Information supplied:

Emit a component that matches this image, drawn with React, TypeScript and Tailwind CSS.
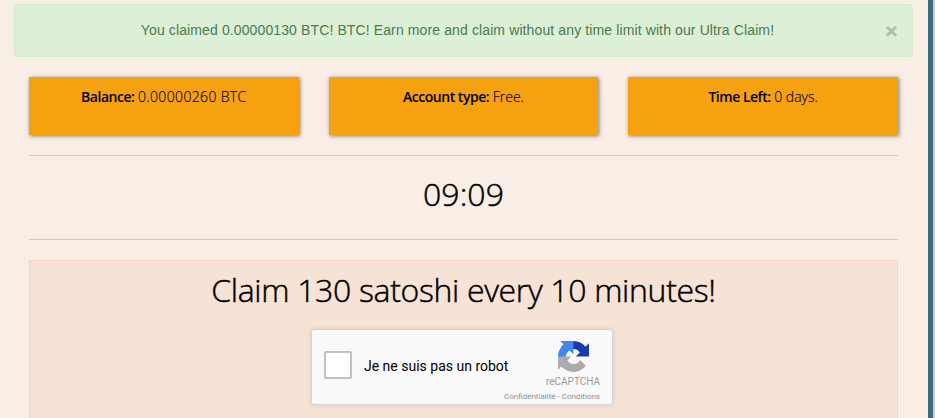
import React from "react";

const stats = [
  { label: "Balance:", value: "0.00000260 BTC", spacing: "tracking-[0.35px]" },
  { label: "Account type:", value: "Free.", spacing: "tracking-normal" },
  { label: "Time Left:", value: "0 days.", spacing: "tracking-normal" },
];

function Alert() {
  return (
    <div className="ml-[14px] mr-[15px] h-[53px] rounded border border-[#d6e9c6] bg-[#deefd8] flex items-center pl-[15px] pr-[14px] font-['Liberation_Sans',sans-serif] text-[14px] leading-5 text-[#4b7a4d]">
      <p className="flex-1 pb-[2px] text-center tracking-[0.117px]">
        You claimed 0.00000130 BTC! BTC! Earn more and claim without any time limit with our Ultra Claim!
      </p>
      <button className="w-[13px] pb-px text-[21px] leading-none font-bold text-black opacity-20 [-webkit-text-stroke:0.6px_#000]">
        ×
      </button>
    </div>
  );
}

function StatCard({ label, value, spacing }: { label: string; value: string; spacing: string }) {
  return (
    <div className="h-[58px] bg-[#f6a10f] pt-[10px] text-center text-[14px] leading-5 shadow-[1px_1px_4px_rgba(0,0,0,0.5)]">
      <b className="font-semibold tracking-[-0.48px]">{label}</b>{" "}
      <span className={`font-light [-webkit-text-stroke:0.15px_#000] ${spacing}`}>{value}</span>
    </div>
  );
}

function RecaptchaLogo() {
  return (
    <svg viewBox="0 0 64 64" className="w-[31px] h-[31px]">
      <path fill="#1c3aa9" d="M64 31.955l-.033-1.37V4.687l-7.16 7.16C50.948 4.674 42.033.093 32.05.093c-10.4 0-19.622 4.96-25.458 12.64l11.736 11.86a15.55 15.55 0 0 1 4.754-5.334c2.05-1.6 4.952-2.906 8.968-2.906.485 0 .86.057 1.135.163 4.976.393 9.288 3.14 11.828 7.124l-8.307 8.307L64 31.953" />
      <path fill="#4285f4" d="M31.862.094l-1.37.033H4.594l7.16 7.16C4.58 13.147 0 22.06 0 32.046c0 10.4 4.96 19.622 12.64 25.458L24.5 45.768a15.55 15.55 0 0 1-5.334-4.754c-1.6-2.05-2.906-4.952-2.906-8.968 0-.485.057-.86.163-1.135.393-4.976 3.14-9.288 7.124-11.828l8.307 8.307L31.86.095" />
      <path fill="#ababab" d="M.001 32.045l.033 1.37v25.898l7.16-7.16c5.86 7.173 14.774 11.754 24.76 11.754 10.4 0 19.622-4.96 25.458-12.64l-11.736-11.86a15.55 15.55 0 0 1-4.754 5.334c-2.05 1.6-4.952 2.906-8.968 2.906-.485 0-.86-.057-1.135-.163-4.976-.393-9.288-3.14-11.828-7.124l8.307-8.307c-10.522.04-22.4.066-27.295-.005" />
    </svg>
  );
}

function Recaptcha() {
  return (
    <div className="ml-[281px] w-[302px] h-[76px] rounded-[3px] border border-[#d3d3d3] bg-[#f9f9f9] shadow-[0_0_4px_1px_rgba(0,0,0,0.08)] flex justify-between px-3 font-['Roboto',sans-serif]">
      <div className="flex pt-[21px]">
        <div className="w-7 h-7 rounded-[2px] border-2 border-[#c1c1c1] bg-white"></div>
        <p className="ml-3 pt-[7px] text-[14px] leading-[17px] whitespace-nowrap text-black">
          Je ne suis pas un robot
        </p>
      </div>
      <div className="w-0 flex flex-col items-end pt-[11px] whitespace-nowrap text-[#9b9b9b]">
        <div className="mr-[11px]">
          <RecaptchaLogo />
        </div>
        <p className="mt-[4px] text-[10px] leading-[12px]">reCAPTCHA</p>
        <p className="mt-[4px] text-[8px] leading-[10px] text-[#8f8f8f]">Confidentialité - Conditions</p>
      </div>
    </div>
  );
}

export default function App() {
  return (
    <div className="flex h-[418px] overflow-hidden bg-[#b1d7e2] font-['Open_Sans',sans-serif] text-black">
      <main className="w-[933px] shrink-0 border-r-[5px] border-[#3f6b7f] bg-[#f9eee6] pt-1">
        <Alert />
        <div className="ml-[29px] mr-[30px] mt-5">
          <div className="grid grid-cols-3 gap-[30px]">
            {stats.map((s) => (
              <StatCard key={s.label} label={s.label} value={s.value} spacing={s.spacing} />
            ))}
          </div>
          <hr className="mt-5 border-[#cbc8c7]" />
          <h2 className="h-[83px] pt-5 text-center text-[32px] leading-9 font-light tracking-[0.1px] [-webkit-text-stroke:0.45px_#000]">
            09:09
          </h2>
          <hr className="border-[#cbc8c7]" />
          <section className="mt-5 h-[170px] border border-[#f2d4bf] bg-[#f6e3d6]">
            <h2 className="h-[68px] pt-[11px] text-center text-[32px] leading-9 font-light tracking-[-0.33px] whitespace-nowrap [-webkit-text-stroke:0.45px_#000]">
              Claim 130 satoshi every 10 minutes!
            </h2>
            <Recaptcha />
          </section>
        </div>
      </main>
    </div>
  );
}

Work to be completed:
Please take the lines from the beginning of the data above through the line holding "import React from" and transcribe them exactly, without any pictures.

Output for this task:
Emit a component that matches this image, drawn with React, TypeScript and Tailwind CSS.
import React from "react";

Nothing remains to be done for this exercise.